The Fist is the most important weapon until one learns to use palm strikes effectively along with Iron Palm training. Our fist is called the sun fist in other kung fu styles because it is shaped like the Chinese character for sun, (a vertical rectangle with a horizontal line through the middle).
The last three knuckles are used in the strike. The fist should be in line with the arm, not cocked down. Cocking the arm upon striking is dangerous because when you hit the target you may misjudge and hyperextend your wrist on contact. If your wrist isn't straight on contact it might bend to the right or left causing pain making that hand useless. The fist should be squeezed tightly to avoid injury to the hand and to make a more solid and formidable weapon.
Punches should be executed by punching fist over fist so as not leave spaces between your punches. Generally the defending hand stays in the centerline, and the striking hand uses the centraline to attack.
Exhale with each strike and try to maintain a constant calm breathing pattern even when under the pressure of actual combat. Breath control is important for Qi (Chi) development. Improper or shallow breathing can result in panic when under the pressure of a life-threatening situation.
Panic can cause tunnel vision blocking one's peripheral vision. This often happens to combat soldiers and law enforcement personnel. (In Chinese, Qi or, Chi (Mandarin), Hei (Cantonese), Ki in Japanese can mean breath or life force). All living things have Qi. The acupuncture meridians are the pathways for Qi. The acupuncture points on the body are where Qi accumulates.

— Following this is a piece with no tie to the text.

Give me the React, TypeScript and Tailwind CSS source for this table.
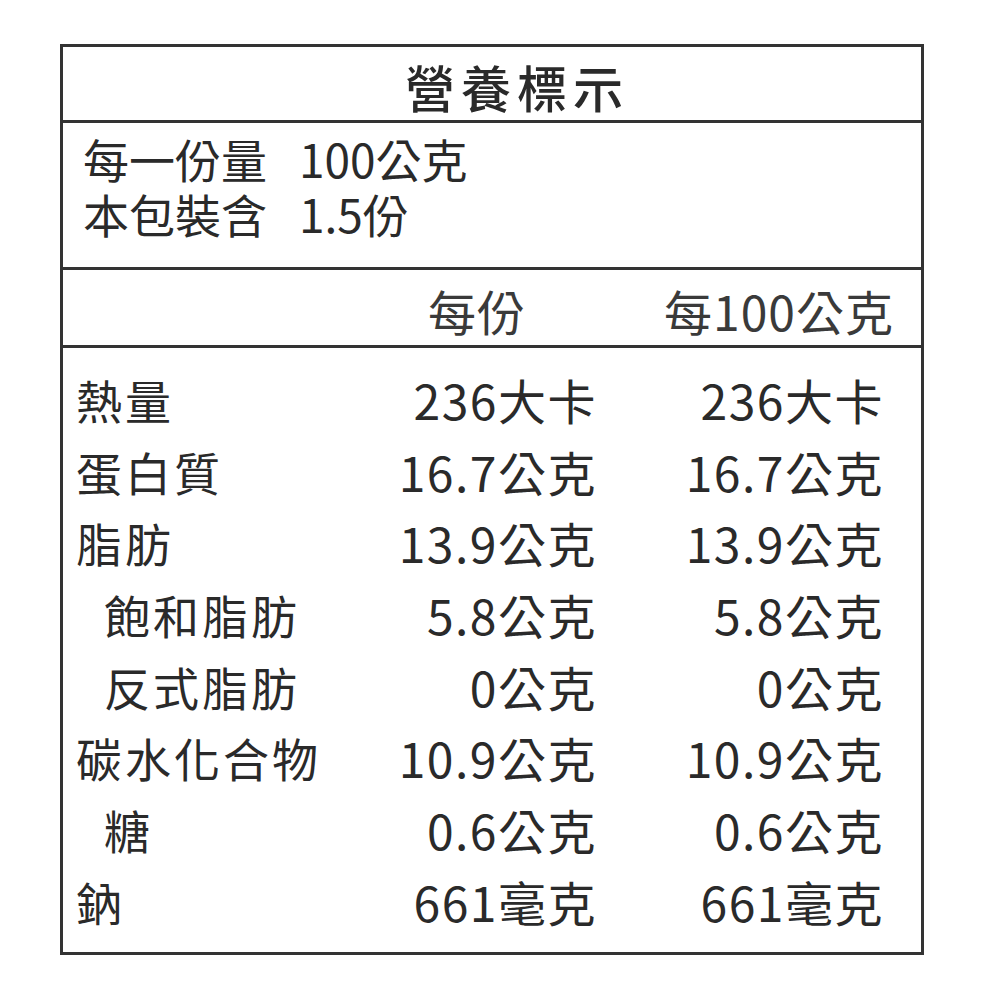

Stance - The Wing Chun footwork/stance training is very important because if the exponent is not properly positioned, the hand techniques will be ineffective.
The 'Mui Fa Jong' (Plum Flower Poles) is a series of telephone pole like poles dug into the ground with at least five feet showing above ground. These jong (poles) are placed in the pattern of a Plum Flower. This pattern will have 5 poles as in the 5 petals of the Plum Flower. This pattern is repeated until you have enough to walk upon.
In our first form, Siu Lim Tao (small idea) your feet and hips should face directly forward. This position is only used to practice the form. In an actual combat situation your feet and hips should at a 45-degree angle to your opponent offering a smaller target. If you can picture the 5 poles that make up the plum flower pattern, your feet should be on the bottom two poles in what is called, the side neutral stance.
The right front stance would mean having the right foot on the upper right pole and the left foot on the lower left pole and vice versa. This stance may seem to leave your groin open to attack but since you are not going to be in a static stance you will be able to cover your center simply by raising your leg or by shifting your stance. Your lateral balance will be compromised if you stand on a straight line as in walking on a tight rope.
Some Wing Chun styles drag the foot when advancing. Dragging the foot is like driving a car with the emergency brake on. Plus, it would be impossible to drag your foot while fighting on the 'Mui Fa Jong'. (The Mui Fa Jong was used to fight opponents on.)